А если серьезно, то объяснение надо искать в самом тексте. Совершенно замученный изможденный человек стоит перед своим мучителем: сытым, пьяным, празднующим очередную, как он думает, победу немецкого оружия. Он может убить, легко и просто, но этого ему мало — он выдумщик, фантазер, креативный садист. Для него главное не физическое, а моральное уничтожение этих недочеловеков. А «ивану» уже всё равно, он к смерти готов. Так постой же, еще поживи. На-ка — выпей, закуси, почувствуй хоть тень жизни и… ослабей, попроси прощения, на колени встань, сам стань, сам, по своей воле. Вот и водка, пей за нашу победу. Не хочешь за победу, пей за погибель свою.

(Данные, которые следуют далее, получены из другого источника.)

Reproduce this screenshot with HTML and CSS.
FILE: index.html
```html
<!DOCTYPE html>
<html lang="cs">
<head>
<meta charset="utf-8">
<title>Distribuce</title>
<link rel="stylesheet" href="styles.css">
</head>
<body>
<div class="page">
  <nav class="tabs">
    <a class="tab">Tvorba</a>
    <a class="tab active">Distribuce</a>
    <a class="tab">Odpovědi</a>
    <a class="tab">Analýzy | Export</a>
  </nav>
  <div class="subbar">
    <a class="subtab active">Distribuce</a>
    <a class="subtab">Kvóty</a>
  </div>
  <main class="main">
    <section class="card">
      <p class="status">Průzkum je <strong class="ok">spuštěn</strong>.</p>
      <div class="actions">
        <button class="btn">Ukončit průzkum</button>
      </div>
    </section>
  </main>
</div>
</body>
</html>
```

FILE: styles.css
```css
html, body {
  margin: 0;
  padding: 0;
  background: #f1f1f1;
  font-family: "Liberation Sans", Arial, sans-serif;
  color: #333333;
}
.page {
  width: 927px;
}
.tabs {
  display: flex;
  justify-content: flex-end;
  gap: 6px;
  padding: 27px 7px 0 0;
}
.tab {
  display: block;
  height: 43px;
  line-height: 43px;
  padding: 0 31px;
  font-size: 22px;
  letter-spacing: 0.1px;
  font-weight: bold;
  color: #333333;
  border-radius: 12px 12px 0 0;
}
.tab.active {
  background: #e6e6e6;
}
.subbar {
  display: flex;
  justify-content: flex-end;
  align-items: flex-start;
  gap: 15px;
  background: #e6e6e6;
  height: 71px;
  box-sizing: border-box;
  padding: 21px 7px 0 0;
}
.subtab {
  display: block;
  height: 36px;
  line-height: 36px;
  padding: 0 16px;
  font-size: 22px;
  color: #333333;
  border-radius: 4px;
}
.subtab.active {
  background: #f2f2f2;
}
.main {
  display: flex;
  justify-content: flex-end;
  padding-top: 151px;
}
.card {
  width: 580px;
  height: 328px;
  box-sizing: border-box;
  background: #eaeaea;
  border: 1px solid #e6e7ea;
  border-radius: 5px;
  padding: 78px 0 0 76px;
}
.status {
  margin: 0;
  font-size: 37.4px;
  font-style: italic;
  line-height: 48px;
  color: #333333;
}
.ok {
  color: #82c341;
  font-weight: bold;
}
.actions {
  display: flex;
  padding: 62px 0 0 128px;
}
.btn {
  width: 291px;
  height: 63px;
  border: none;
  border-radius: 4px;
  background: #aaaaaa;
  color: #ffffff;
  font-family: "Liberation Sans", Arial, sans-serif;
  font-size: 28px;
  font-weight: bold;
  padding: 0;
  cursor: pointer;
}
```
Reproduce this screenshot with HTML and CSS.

Так сам того не зная фашист дает Андрею оружие — возможность проявить воинский дух, и стакан с водкой только видимая часть этого оружия. Нет больше ничего — только такое оружие. Которое и стреляет-то одномоментно в обе стороны. Настоящий солдат воюет тем, что есть в руках. Раз пошла такая рукопашная — то держись, фашист. Вы тут шнапс глушите, празднуете, меня угощаете. Ладно, вы за свое, а я за свое выпью. И не потому, что я пьянь, а потому, что нет у меня больше ничего, все вы отобрали, что можно отнять. Но воли, чести солдатской, достоинства не отберете никогда. А водка ваша тьфу, я ее и выпить могу.
Самое подлое в подобных претензиях к автору это то, что на сам эпизод, который «не правильный», подобным националистам плевать. Их все произведение не устраивает. И потому что это Судьба, и потому, что Судьба Человека и потому, что Судьба Русского Советского Человека. И потому что этот русский советский человек в рассказе Шолохова «Судьба человека» велик и прекрасен. Да-да, простой мужик, шоферюга в прожженном, небрежно залатанном ватнике — велик и прекрасен. И судьба его трагична и прекрасна. И этого не мог простить Шолохову русский националист, обвиняя его в очернении нации. Но этот же мой знакомец много и легко оправдывает Гитлера, который «ошибся, не знал, что славяне арийского корня».
Вот такая подлость.
А когда будем еще раз перечитывать рассказ или фильм пересматривать, давайте обратим внимание на другие эпизоды, а не только на тот, где русский солдат водку пьет.